Simon’s a larger bisexual guy, pleased to finally be working at a place that doesn’t care about his sexuality. He has two work friends: Mina, who sits in the cubicle next to him, and Ziah, the cute geeky IT guy. They’re both so sweet to the other – whether it’s Ziah playing video games (badly) while Simon’s in one of his serious depressive episodes, or Simon knowing Ziah’s exact lunch order for all their favorite spots. When things with Ziah suddenly turn weird, Simon’s initial inclination is to blame himself. After all, that’s what his depression is always telling him. But the real reason is something he never suspected, and it’ll test their friendship, especially when the unthinkable happens.
“All the little shit I’d memorized about him, and it had never occurred to me that I’d possibly started down the road of caring about him differently. Albeit in a very slow, easily spooked car.”
The book is told soley from Simon’s POV, which I was initially cautious about but it works very well. Simon is initially completely clueless about how Ziah feels about him. Ziah has no experience dating and his feelings are all tangled up with religious background so he has no idea how to approach him. He’s got a lot of shame over his sexuality – around sexuality in general – and still struggles with how his warm and loving family completely turned against him once his sexuality came out. Though Simon knows some of the details of Ziah’s background, there’s parts of it he can’t comprehend, and he missteps a lot trying to provide him the support he thinks he needs. There’s a lot of Simon realizing he messed up and not knowing why, and sometimes I as the reader was just as clueless. What Simon does, though, is give Ziah space after every mistake and then asks what he did wrong so he can not make that mistake again.
“What was I supposed to say? Ziah was my friend. If he wanted something different, he would have brought it up by now. Everyone knew I liked guys as much as anyone else. “He’s my best friend,” I finally said. “I simply believe he’d be happier with someone.”
Once he figures out that Ziah’s not just looking for a hookup, that he loves him, Simon has no idea what to do with that. He knows that he feels something other than just friendship for him, but it’s not love. And that’s not terribly surprising as it turns out that Ziah has been keeping a lot of his life from Simon. As they slowly build trust, though, Simon’s feelings grow. It’s not an easy path though. Simon struggles with depression and part of it manifests as feelings of inadequacy and self-doubt. Part of his initial obliviousness about Ziah’s feelings for him is that he truly doesn’t believe he’s good enough for Ziah! Even with medication, therapy and a very supportive family, Simon still struggles, and I loved that it showed that. Nor did his relationship successfully fix him – he knows he’ll have good times and bad times, and he does his best to prepare his life – personal and professional – for his more severe depressive episodes.

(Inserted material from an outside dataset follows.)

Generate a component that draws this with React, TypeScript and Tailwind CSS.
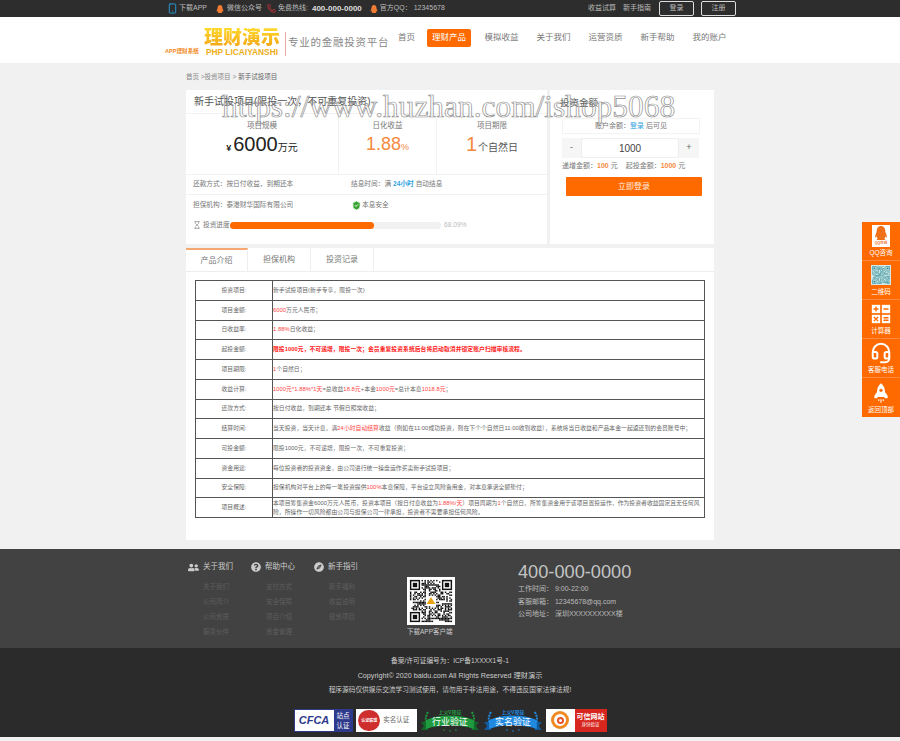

To be honest, Simon and Ziah are terrible at communication and keep inadvertently hitting each other’s boundaries. Simon, from a warm, loving and quite queer Czech/Mexican family (do we get a book about Rigo???), is used to offering his – and their – help whenever a problem comes up. He doesn’t understand how seeing that family can be so traumatic for Ziah, or how smothering the constant offers of help could be. Ziah is jealous that Simon, as a bi man, had a chance at a “normal” life if he dates a woman – not understanding the bierasure. There’s a lot of work that has to be done on both sides (with therapists and without) before they can have a relationship that’s true to both of them. It’s not perfect – it’s messy – but it works for them. It’s about loving people they way they need to be loved, not what you think they need.
Overall, this was a lovely, thoughtful and emotional exploration of friends-to-lovers. While Simon and Ziah’s path to an HEA is rocky, it’s ultimately high satisfying!
Content notes: Author’s notes (the author’s notes are extremely comprehensive!)